OK, but that’s a broad - and simplistic - statement of direction. What is he actually planning to do? He says:
The European Union has been talking about a tax on online platform businesses based on the value generated. That’s certainly something we’d be prepared to consider.
Well, yes, OK - but with 7 months to go until Brexit and the reality that it could take years for the EU to reach agreement on such an alteration to the existing tax regimes, that’s not exactly looking like an immediate solution to a high street in rapid decline, especially when non-EU tax negotiations would have to be factored in as well. Hammond says:
If we can’t get international agreement to do this we may have to look at temporary tax measures to rebalance the playing field until we can get international agreements.
Hmmm...I’m struggling to imagine Jeff Bezos hitting the panic button just yet, particularly as a Brexit-focused UK government is pitching the country as a place for tech inward investment.
If Ashley is to ‘hammer’ Amazon, then there’s going to need to be an upping of investment in tech and digital. Last year, when 20% of House of Fraser’s sales were made via online channels, the firm spent £25 million on digital upgrades to its e-commerce platform. In contrast, rival John Lewis spent £500 million.
But as we’ve noted time and again, splashing the cash at digital transformation is a waste of time and money if there isn’t a strategic understanding of what the outcome is that you wish to achieve.
With nice timing, today sees the launch of a new report from Salesforce - Shopper First Retailing - which makes some recommendations on critical success factors in modern retail. These are based on the views of half a billion shoppers worldwide, survey data from 6,000 people across six countries, and mystery shopping visits to more than 70 stores.
The findings include Shopper First Mandates and Retail Truths. The study notes:
Retailers have an opportunity to transform for the present age, in which shoppers are truly in control, by listening to what shoppers actually want: for retailers to make experiences fresh; meet them wherever they are, and give the relationship meaning. Putting the shopper first isn’t about testing tactics, but instead, about meeting customer expectations for relevance and convenience as they evolve.
Shopper First Mandates
Make it fresh - the 80/20 rule still stands. The top 20% of products drive 80% of sales which makes it essential for retailers to keep the inventory fresh. Some 69% of shoppers expect to see new merchandise at a site or store whenever they visit, and 75% of site search queries are new each month. The study notes:
Shoppers value freshness with their wallets, as 59% of the top 5% of products sold are new each month.

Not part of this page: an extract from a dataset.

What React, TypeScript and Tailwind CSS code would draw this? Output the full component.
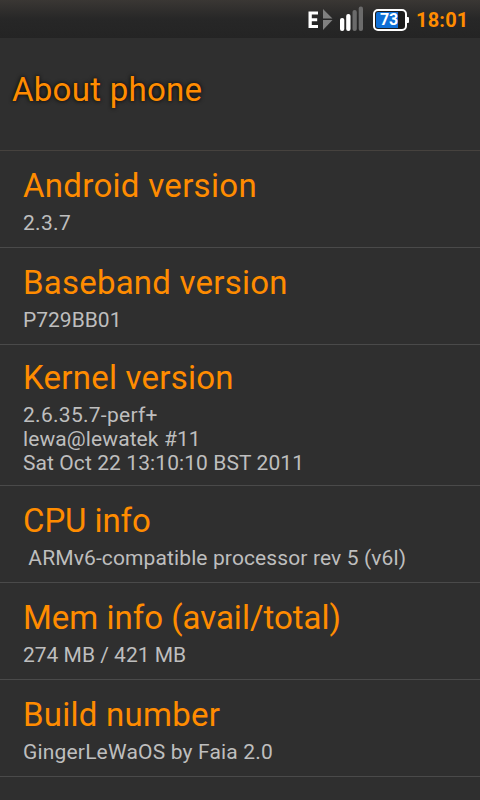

This creates a sweeping product catalog churn of 32% month over month. Speed and freshness play an important role in generating long-term brand loyalty and driving repeat purchases — two areas where brands have lost ground to both traditional competitors and marketplaces.
Be where I am - The good news for the likes of House of Fraser is that the study finds that there is a clear role for the physical store in a digital commerce economy. Forty-six percent of shoppers prefer to make a purchase in a physical store, compared to 35% via laptops and 18% via smartphones. And those stats include younger demographics - 58% of Gen Z shoppers (aged 18-24) stated a preference for the physical store shopping experience. But mobile is a critical investment priority. The study finds that mobile is the top driver of both traffic and sales. More than 60% of customer journeys start on a mobile device, while mobile order share rose to nearly 40% between Q1 2014 and Q4 2017.
Give it meaning - it’s all about building relationships between brands and buyers. This is a particularly relevant concept for rebuilding House of Fraser. The retailer had one of the most recognisable brands on the high street, but its understanding of its own customers rapidly declined as its stores were populated by more and more third party concessions. It’s not alone in this. Some 64% of study respondents feel retailers “don’t truly know them”. That leads to a prioritisation of personalization. The study notes:
Personalization might take the form of personalized search results on an ecommerce site, predictive “you might also like” recommendations, or a store associate studying a shopper’s past purchases before offering up new items to try on in-store. Whatever the application, personalization makes the shopper’s context relevant and tells shoppers: we’re listening. And in an environment where 64% of consumers say they don’t feel retailers truly know them, that level of listening is important.
Lead with mobile
To successfully lead with mobile, retailers must carefully review where mobile shoppers are encountering friction — from tiny search bars to lengthy checkout processes—both in store and online.
Empower the store
As customers’ in-store expectations continue to grow, brands must not only meet their immediate needs (in other words, sell products), but also build a long-term relationship.
Most retailers understand that intelligence is important. But the opportunities to grow AI-powered efforts are massive, especially given the fact that AI becomes more useful in personalizing content and experiences with every click, tap, or search.
Digital transformation puts the pressure on retailers to provide excellent experiences in every channel — which is no surprise. What’s surprising is how high customer expectations have risen for retailer interactions. The best way to meet growing shopper demands is to connect experiences across the journey. To do so, brands must organize around the customer, breaking down silos between departments, uniting disparate data systems and adopting a cohesive digital transformation strategy for the organization.
There’s a lot of good advice in this report that Ashley and his turnaround team could benefit from factoring into House of Fraser’s omni-channel thinking. Certainly it contains a more sophisticated analysis than just “hammering” Amazon.